Thankful for the Life Lessons
Alumnus Credits Carmel for His Success
Paul Zudyk '83 views himself as an average guy who had a great experience at Carmel Catholic High School. He is making a bequest to Carmel, not for any single event he experienced while at Carmel; instead it is simply a thank you for a job well done.
"I was an average teenage guy. And, as a teenager, I really didn't understand many of the things I was taught at that age. But I now realize that so much of my success in life is the result of what I learned at Carmel," Paul says.
Paul Zudyk '83 now lives in Brookfield, Wis. In part, he is grateful for the nonacademic lessons he learned from the faculty: work ethic, personal values and approaches to living life well.
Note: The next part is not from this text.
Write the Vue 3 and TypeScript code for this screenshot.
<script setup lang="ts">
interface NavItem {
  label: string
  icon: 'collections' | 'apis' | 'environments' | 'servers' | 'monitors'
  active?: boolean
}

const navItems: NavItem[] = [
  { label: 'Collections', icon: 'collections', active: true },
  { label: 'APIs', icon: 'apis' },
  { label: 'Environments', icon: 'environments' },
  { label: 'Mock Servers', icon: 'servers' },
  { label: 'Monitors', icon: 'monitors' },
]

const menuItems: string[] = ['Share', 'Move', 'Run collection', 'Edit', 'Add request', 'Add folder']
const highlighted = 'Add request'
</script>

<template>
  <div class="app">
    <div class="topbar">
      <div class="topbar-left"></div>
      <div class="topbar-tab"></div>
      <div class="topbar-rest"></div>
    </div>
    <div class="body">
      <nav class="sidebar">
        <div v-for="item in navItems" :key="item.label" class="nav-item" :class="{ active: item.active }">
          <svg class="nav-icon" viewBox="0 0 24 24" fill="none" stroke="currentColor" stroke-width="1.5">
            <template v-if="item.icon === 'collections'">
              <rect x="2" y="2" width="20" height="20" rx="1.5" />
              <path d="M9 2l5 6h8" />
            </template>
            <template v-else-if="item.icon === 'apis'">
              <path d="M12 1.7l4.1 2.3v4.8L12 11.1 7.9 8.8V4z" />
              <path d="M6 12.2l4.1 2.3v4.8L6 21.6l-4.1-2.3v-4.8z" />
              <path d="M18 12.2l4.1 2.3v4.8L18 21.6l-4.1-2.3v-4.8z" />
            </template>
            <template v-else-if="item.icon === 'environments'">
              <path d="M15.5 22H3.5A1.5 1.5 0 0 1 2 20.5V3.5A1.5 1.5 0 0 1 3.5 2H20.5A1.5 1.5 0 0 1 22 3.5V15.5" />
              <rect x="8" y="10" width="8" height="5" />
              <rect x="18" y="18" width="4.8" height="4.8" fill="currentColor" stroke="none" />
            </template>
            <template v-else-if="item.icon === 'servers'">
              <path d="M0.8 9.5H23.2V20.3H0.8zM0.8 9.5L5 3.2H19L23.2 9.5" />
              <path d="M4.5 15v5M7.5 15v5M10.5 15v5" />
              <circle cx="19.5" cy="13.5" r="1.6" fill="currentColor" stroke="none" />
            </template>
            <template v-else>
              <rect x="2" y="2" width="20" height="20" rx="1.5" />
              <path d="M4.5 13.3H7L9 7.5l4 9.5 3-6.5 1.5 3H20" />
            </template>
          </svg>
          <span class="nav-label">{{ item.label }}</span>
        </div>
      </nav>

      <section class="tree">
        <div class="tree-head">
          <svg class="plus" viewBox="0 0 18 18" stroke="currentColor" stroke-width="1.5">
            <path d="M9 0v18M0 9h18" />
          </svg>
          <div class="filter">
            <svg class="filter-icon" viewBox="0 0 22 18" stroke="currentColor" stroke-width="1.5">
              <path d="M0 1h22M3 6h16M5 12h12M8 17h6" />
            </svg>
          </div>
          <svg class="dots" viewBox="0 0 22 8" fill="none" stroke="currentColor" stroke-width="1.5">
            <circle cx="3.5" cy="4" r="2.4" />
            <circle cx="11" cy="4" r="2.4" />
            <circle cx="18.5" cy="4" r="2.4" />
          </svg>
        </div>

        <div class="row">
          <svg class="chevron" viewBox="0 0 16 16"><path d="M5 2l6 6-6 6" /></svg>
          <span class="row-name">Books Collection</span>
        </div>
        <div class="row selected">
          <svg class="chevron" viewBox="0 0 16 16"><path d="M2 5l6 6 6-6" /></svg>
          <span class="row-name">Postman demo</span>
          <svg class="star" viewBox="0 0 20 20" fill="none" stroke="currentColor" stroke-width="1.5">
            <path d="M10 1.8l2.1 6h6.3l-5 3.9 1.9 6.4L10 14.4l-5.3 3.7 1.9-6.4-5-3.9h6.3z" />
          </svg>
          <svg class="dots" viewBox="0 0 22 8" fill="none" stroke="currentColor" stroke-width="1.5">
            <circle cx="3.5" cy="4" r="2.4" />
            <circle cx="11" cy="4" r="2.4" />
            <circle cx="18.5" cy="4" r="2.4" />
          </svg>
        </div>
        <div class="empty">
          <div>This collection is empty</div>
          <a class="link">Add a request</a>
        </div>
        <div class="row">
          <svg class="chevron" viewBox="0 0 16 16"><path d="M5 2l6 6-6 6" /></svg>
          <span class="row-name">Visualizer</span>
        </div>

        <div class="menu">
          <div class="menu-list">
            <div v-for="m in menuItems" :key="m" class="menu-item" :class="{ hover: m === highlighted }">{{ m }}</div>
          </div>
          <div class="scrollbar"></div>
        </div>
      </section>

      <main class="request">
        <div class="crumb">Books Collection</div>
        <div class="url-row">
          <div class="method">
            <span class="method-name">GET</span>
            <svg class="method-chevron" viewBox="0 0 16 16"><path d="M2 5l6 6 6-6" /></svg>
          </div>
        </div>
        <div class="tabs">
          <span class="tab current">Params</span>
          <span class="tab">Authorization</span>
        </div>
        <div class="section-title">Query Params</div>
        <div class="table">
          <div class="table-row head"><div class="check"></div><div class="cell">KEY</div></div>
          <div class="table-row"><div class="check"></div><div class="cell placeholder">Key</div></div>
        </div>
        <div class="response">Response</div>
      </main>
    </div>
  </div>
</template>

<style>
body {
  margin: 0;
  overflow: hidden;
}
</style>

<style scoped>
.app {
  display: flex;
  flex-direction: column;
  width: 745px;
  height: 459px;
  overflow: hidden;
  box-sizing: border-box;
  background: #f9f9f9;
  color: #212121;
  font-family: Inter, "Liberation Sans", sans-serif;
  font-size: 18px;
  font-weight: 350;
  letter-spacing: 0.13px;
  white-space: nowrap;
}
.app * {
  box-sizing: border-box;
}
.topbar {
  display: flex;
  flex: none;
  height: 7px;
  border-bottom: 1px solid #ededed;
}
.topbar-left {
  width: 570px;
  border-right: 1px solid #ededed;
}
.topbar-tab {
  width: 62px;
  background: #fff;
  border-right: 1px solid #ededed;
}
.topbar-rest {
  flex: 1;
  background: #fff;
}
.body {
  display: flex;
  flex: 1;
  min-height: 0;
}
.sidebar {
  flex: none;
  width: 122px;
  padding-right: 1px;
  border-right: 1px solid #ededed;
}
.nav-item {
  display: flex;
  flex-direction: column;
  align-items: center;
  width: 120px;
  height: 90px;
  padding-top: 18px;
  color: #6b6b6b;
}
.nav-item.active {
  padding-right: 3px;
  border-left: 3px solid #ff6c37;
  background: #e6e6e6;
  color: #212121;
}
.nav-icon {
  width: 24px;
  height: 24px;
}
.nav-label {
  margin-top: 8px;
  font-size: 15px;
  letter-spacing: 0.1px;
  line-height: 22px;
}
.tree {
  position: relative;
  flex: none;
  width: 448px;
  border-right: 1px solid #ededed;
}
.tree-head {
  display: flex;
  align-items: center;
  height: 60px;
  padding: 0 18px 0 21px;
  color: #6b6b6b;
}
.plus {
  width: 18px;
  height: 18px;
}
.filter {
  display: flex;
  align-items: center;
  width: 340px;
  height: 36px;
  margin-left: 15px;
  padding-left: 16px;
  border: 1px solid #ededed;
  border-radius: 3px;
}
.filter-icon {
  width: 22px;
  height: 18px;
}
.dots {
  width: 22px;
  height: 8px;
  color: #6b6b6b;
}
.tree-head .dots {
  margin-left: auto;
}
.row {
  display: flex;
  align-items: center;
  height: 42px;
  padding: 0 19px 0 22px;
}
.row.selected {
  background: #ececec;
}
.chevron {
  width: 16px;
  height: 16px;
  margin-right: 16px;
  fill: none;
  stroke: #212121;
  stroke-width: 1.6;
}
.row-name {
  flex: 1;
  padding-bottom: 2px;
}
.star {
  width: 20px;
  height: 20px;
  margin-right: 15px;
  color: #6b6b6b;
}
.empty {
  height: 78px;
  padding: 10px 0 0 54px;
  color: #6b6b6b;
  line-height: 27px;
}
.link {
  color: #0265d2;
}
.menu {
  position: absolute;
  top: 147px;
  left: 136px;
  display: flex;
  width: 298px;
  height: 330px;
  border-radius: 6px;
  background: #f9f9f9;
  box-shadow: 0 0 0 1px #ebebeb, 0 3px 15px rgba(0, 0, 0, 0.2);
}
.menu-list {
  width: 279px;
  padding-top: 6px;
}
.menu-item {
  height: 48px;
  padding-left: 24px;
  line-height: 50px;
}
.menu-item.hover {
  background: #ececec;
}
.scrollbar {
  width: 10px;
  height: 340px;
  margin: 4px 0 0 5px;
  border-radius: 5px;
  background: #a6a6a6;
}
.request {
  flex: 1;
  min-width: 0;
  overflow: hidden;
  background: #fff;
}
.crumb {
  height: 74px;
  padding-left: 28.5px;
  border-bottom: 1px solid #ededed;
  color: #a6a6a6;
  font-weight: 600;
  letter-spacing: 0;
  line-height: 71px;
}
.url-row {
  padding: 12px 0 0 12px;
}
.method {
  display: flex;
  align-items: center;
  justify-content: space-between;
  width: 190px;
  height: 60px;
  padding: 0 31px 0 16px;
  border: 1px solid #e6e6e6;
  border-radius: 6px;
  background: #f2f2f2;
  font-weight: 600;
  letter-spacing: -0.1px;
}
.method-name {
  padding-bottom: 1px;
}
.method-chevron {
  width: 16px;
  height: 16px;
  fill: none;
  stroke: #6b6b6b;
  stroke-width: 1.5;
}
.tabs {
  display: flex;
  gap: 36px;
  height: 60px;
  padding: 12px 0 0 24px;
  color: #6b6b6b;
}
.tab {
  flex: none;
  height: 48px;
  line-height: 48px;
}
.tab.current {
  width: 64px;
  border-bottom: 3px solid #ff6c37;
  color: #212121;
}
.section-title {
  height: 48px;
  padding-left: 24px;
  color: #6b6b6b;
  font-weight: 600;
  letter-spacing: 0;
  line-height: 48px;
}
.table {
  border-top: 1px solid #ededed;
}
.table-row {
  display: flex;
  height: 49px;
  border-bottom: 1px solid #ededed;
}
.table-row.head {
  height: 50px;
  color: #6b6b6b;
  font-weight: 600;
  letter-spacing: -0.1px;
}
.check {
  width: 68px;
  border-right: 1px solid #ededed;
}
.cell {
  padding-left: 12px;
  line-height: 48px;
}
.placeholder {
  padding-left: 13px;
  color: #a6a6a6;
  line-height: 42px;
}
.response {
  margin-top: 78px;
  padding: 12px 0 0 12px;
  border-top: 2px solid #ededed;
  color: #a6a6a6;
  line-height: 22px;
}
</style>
For example, "In freshman religion, Mr. Fitzgibbons always taught us to 'be yourself.' Now, that may sound pretty easy to do to some people. However, as a teenager, I didn't understand what he really meant," Paul says reflectively. "But I always remembered what he said and tried to practice it. In my late 20s, I finally fully understood what that meant. Thinking about what the faculty taught me shows me that we often don't fully understand what we learned at Carmel until later in life," he adds.
As a freshman, Paul did not know anyone and he did not have any local social circle. His family moved into Lake County from out of state shortly before his freshman year at Carmel. He found Carmel a welcoming community where he quickly made friends and developed relationships with students and faculty. He played football all four years and loved the experience he had with teammates and coaches. He feels a special bond with Carmel alumni.
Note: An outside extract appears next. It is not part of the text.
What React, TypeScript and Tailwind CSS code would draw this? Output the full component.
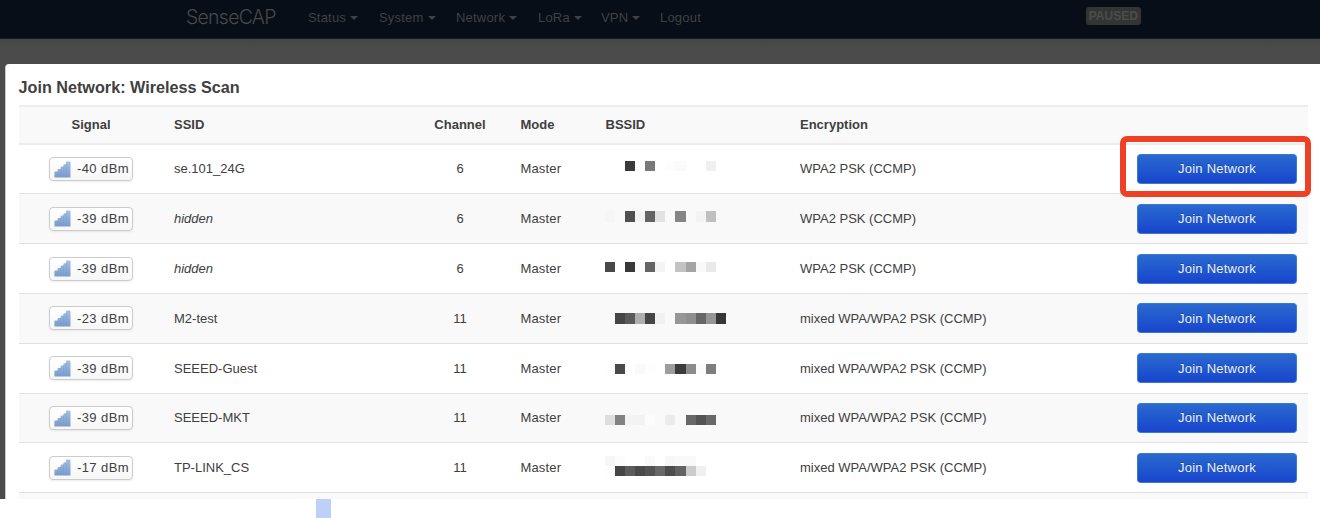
const menu = [
  { label: 'Status', caret: true, width: 'w-[71px]' },
  { label: 'System', caret: true, width: 'w-[77px]' },
  { label: 'Network', caret: true, width: 'w-[82px]' },
  { label: 'LoRa', caret: true, width: 'w-[63px]' },
  { label: 'VPN', caret: true, width: 'w-[59px]' },
  { label: 'Logout', caret: false, width: 'w-[50px]' },
];

// Each mask holds the grey levels of the blocks that hide a hardware address.
const networks = [
  { signal: '-40 dBm', ssid: 'se.101_24G', channel: 6, encryption: 'WPA2 PSK (CCMP)', pad: 'pt-[15.9px]', mask: [null, null, 59, null, 122, null, 253, 251, null, null, 240] },
  { signal: '-39 dBm', ssid: '', channel: 6, encryption: 'WPA2 PSK (CCMP)', pad: 'pt-[16.9px]', mask: [246, null, 80, 243, 100, 226, null, 133, null, 243, 192] },
  { signal: '-39 dBm', ssid: '', channel: 6, encryption: 'WPA2 PSK (CCMP)', pad: 'pt-[17.9px]', mask: [72, null, 56, 250, 100, 244, null, 195, 164, 249, 233] },
  { signal: '-23 dBm', ssid: 'M2-test', channel: 11, encryption: 'mixed WPA/WPA2 PSK (CCMP)', pad: 'pt-[19.3px]', mask: [null, 70, 90, 175, 70, 241, null, 150, 142, 102, 149, 55] },
  { signal: '-39 dBm', ssid: 'SEEED-Guest', channel: 11, encryption: 'mixed WPA/WPA2 PSK (CCMP)', pad: 'pt-[20.3px]', mask: [254, 74, null, 249, 254, null, 157, 59, 140, 251, 126] },
  { signal: '-39 dBm', ssid: 'SEEED-MKT', channel: 11, encryption: 'mixed WPA/WPA2 PSK (CCMP)', pad: 'pt-[21.4px]', mask: [222, 130, 243, 243, 252, null, 236, null, 104, 84, 105] },
  { signal: '-17 dBm', ssid: 'TP-LINK_CS', channel: 11, encryption: 'mixed WPA/WPA2 PSK (CCMP)', pad: 'pt-[12.6px]', lead: [246, 252, null, null, 250, null, 247, 249, 249], mask: [253, 70, 92, 74, 84, 104, 77, 98, 203, 240] },
];

const columns = 'grid grid-cols-[145px_260px_73px_85px_194.5px_1fr_183px] items-center';

function Blocks({ levels }: { levels: (number | null)[] }) {
  return (
    <div className="flex h-[10.2px]">
      {levels.map((v, i) => (
        <span
          key={i}
          className="w-[10.15px] shrink-0"
          style={v === null ? undefined : { backgroundColor: `rgb(${v},${v},${v})` }}
        />
      ))}
    </div>
  );
}

function SignalIcon() {
  return (
    <svg width="17" height="17" viewBox="0 0 17 17" className="shrink-0">
      <defs>
        <linearGradient id="bars" x1="0" y1="0" x2="0" y2="1">
          <stop offset="0" stopColor="#a3bfe2" />
          <stop offset="1" stopColor="#7b9dcd" />
        </linearGradient>
      </defs>
      <path
        d="M.4 16.4V11.2Q.4 10.4 1.2 10.4H3.6V9Q3.6 8 4.6 8H6.6V6.6Q6.6 5.6 7.6 5.6H9.4V4.2Q9.4 3.2 10.4 3.2H12V1.2Q12 .4 13 .4H15.6Q16.5 .4 16.5 1.2V16.4Z"
        fill="url(#bars)"
      />
      <path d="M3.7 10.5v5.9M6.7 8v8.4M9.5 5.6v10.8M12.2 3.2v13.2" stroke="#678dc2" strokeOpacity=".3" strokeWidth=".8" />
    </svg>
  );
}

export default function App() {
  return (
    <div className="flex h-[518px] w-[1320px] flex-col overflow-hidden bg-white font-['Liberation_Sans',Arial,sans-serif] text-[13px] text-[#404040]">
      <nav className="flex h-[39px] shrink-0 items-start border-b border-[#171e29] bg-[#070e18] pl-[186px] text-[#404143]">
        <div className="w-[122px] pt-[4px] font-[Inter,sans-serif] text-[19.5px] leading-[27px] font-light tracking-[-0.75px] text-[#48494b]">
          SenseCAP
        </div>
        {menu.map((m) => (
          <div key={m.label} className={`${m.width} flex items-center pt-[9px] leading-[18px] tracking-[0.2px]`}>
            {m.label}
            {m.caret && (
              <span className="ml-[4px] border-x-4 border-t-4 border-x-transparent border-t-[#404143]" />
            )}
          </div>
        ))}
        <div className="mt-[7px] ml-[375.5px] flex h-[17.5px] w-[55.5px] items-center justify-center rounded-[3px] bg-[#343434] pt-px text-[12px] leading-none font-bold text-[#4c4c4c]">
          PAUSED
        </div>
      </nav>

      <div className="flex h-[460px] shrink-0 flex-col bg-[#4b4b4b] bg-linear-to-b from-[#454545] to-[#4b4b4b] to-[8px] pt-[25px] pl-[5px]">
        <main className="min-h-0 flex-1 overflow-hidden rounded-tl-[4px] border-l border-[#c8c8c8] bg-white pr-3 pl-[12.5px]">
          <h1 className="h-[41px] pt-[13px] text-[16.2px] leading-[20px] font-bold">Join Network: Wireless Scan</h1>
          <div className="border-t-2 border-[#ececec]">
            <div className={`${columns} h-[35.7px] bg-[#f9f9f9] font-bold`}>
              <div className="text-center">Signal</div>
              <div className="pl-[10.5px]">SSID</div>
              <div className="text-center">Channel</div>
              <div className="pl-[24px]">Mode</div>
              <div className="pl-[24px]">BSSID</div>
              <div className="pl-[24px]">Encryption</div>
              <div />
            </div>
            {networks.map((n, i) => (
              <div
                key={i}
                className={`${columns} h-[49.8px] ${i === 0 ? 'h-[50.8px] border-t-2 border-[#ececec]' : 'border-t border-[#e0e0e0]'} ${i % 2 ? 'bg-[#f9f9f9]' : 'bg-white'}`}
              >
                <div className="flex justify-center">
                  <div className="flex h-[24px] w-[84px] items-center rounded-[4px] border border-[#cccccc] bg-linear-to-b from-white to-[#f7f7f7] pl-[4px] shadow-[0_1px_2px_rgba(0,0,0,0.08)]">
                    <SignalIcon />
                    <span className="ml-[6px] whitespace-nowrap tracking-[0.4px]">{n.signal}</span>
                  </div>
                </div>
                <div className="pl-[10.5px]">{n.ssid || <em>hidden</em>}</div>
                <div className="text-center">{n.channel}</div>
                <div className="pl-[24px] tracking-[0.15px]">Master</div>
                <div className={`self-start pl-[23px] ${n.pad}`}>
                  {n.lead && <Blocks levels={n.lead} />}
                  <Blocks levels={n.mask} />
                </div>
                <div className="pl-[24px]">{n.encryption}</div>
                <div className="relative pl-[12px]">
                  <button className="block h-[30px] w-[160px] rounded-[4px] border border-[#3b7ad3] border-t-[#3879d2] bg-linear-to-b from-[#2b69cf] to-[#1944cd] tracking-[0.25px] text-[#eef3fc] [text-shadow:0_-1px_0_rgba(0,0,0,0.25)]">
                    Join Network
                  </button>
                  {i === 0 && (
                    <span className="absolute top-[-18px] left-[-5px] h-[61px] w-[191px] rounded-[7px] border-6 border-[#ed4025]" />
                  )}
                </div>
              </div>
            ))}
            <div className="h-[10px] border-t border-[#e0e0e0] bg-[#f9f9f9]" />
          </div>
        </main>
      </div>
      <div className="ml-[316px] h-[19px] w-[15px] bg-[#bdd0f8]" />
    </div>
  );
}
"They are just good people. For the most part there is a bond among Carmel grads that always connects them with each other." Paul makes annual donations to Carmel and has made a bequest to Carmel in his will. He plans to increase the bequest as he continues to update his will throughout his life. Currently, Paul is a personal wealth advisor. He regularly consults with clients about wealth and estate planning. Paul says that a donor needs to take time to learn about the different estate planning methods and select the one that best matches his or her level of wealth. For Paul, a simple bequest is best for him.
Paul wants to stay connected with Carmel and see it continue to grow and prosper. If-he had lived in Lake County, there is no doubt he would send his two children to Carmel. He would not want to see Carmel close its doors because of lack of financial support from alumni. "If alums feel they have gotten a lot out of Carmel and feel that Carmel has been a positive part of their lives, they really should give back," he concludes.
"Thinking about what the faculty taught me shows me that we often don't fully understand what we learned at Carmel until later in life."